Mayor Bill de Blasio on Thursday announced the city surpassed his goal for affordable housing units funded in 2014, but admitted there's still a ways to go when it comes to providing housing for the lowest income brackets.
There were more than 17,300 units funded in 2014 -- 1,300 more than projected -- de Blasio said, speaking at a news conference inside an affordable housing building in Fort Greene.This is a step toward his goal of 200,000 units in 10 years. But of the units funded last year, less than 5% of them were designated for extremely low incomes, those with an annual household income of less than $25,150.
"This is a jigsaw puzzle," de Blasio said. "It's this constant, literally, putting the pieces together, putting the finances together, putting the neighborhood support together, working the elected officials. And whatever is there at any given moment, you make the play with what you got."
"Sometimes ... that's all low-income seniors, every single unit," de Blasio added. "Other times it will be a mix of incomes, and some on the higher scale, some on the lower scale."
Department of Housing Preservation and Development Commissioner Vicki Been said the ultimate goal is to reach 12% for very low and extremely low incomes. She said several programs have been rolled out to try to meet that goal.

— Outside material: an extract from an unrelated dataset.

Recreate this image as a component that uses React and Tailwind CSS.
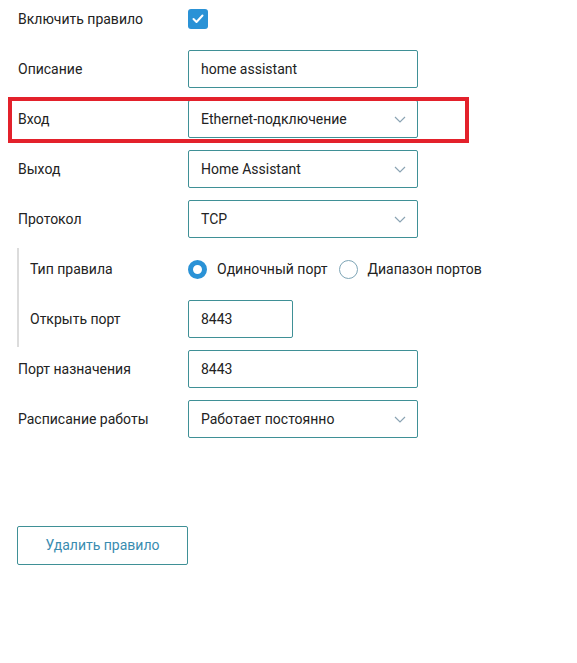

"We're making progress," Been said. "It's going to take a while because, as you know, those are the hardest and they require the most resources."
A family in the "very low" income bracket has a household income of up to about $42,000.
Of the units financed last year, most were designated for "low" household incomes, or between about $42,000 and about $67,000. About 1,500 units were funded for "middle" income, or a household income of up to about $138,000.
"It's going to be mix and match, mix and match all the way through," de Blasio said. "But we're going to hit those overall targets."
Every borough had affordable housing units funded last year, but the most were in the Bronx, Brooklyn and Manhattan. About 36% of the units were new developments and the rest were preserved buildings.
Public Advocate Letitia James said affordable housing is needed more than ever, and the city's efforts would "begin to turn the tide."
"As we go forward it's really critically important that we keep our eye on families that really just want to be part of that American dream and to own," James said. "The crisis of affordable housing is real. It's ground zero."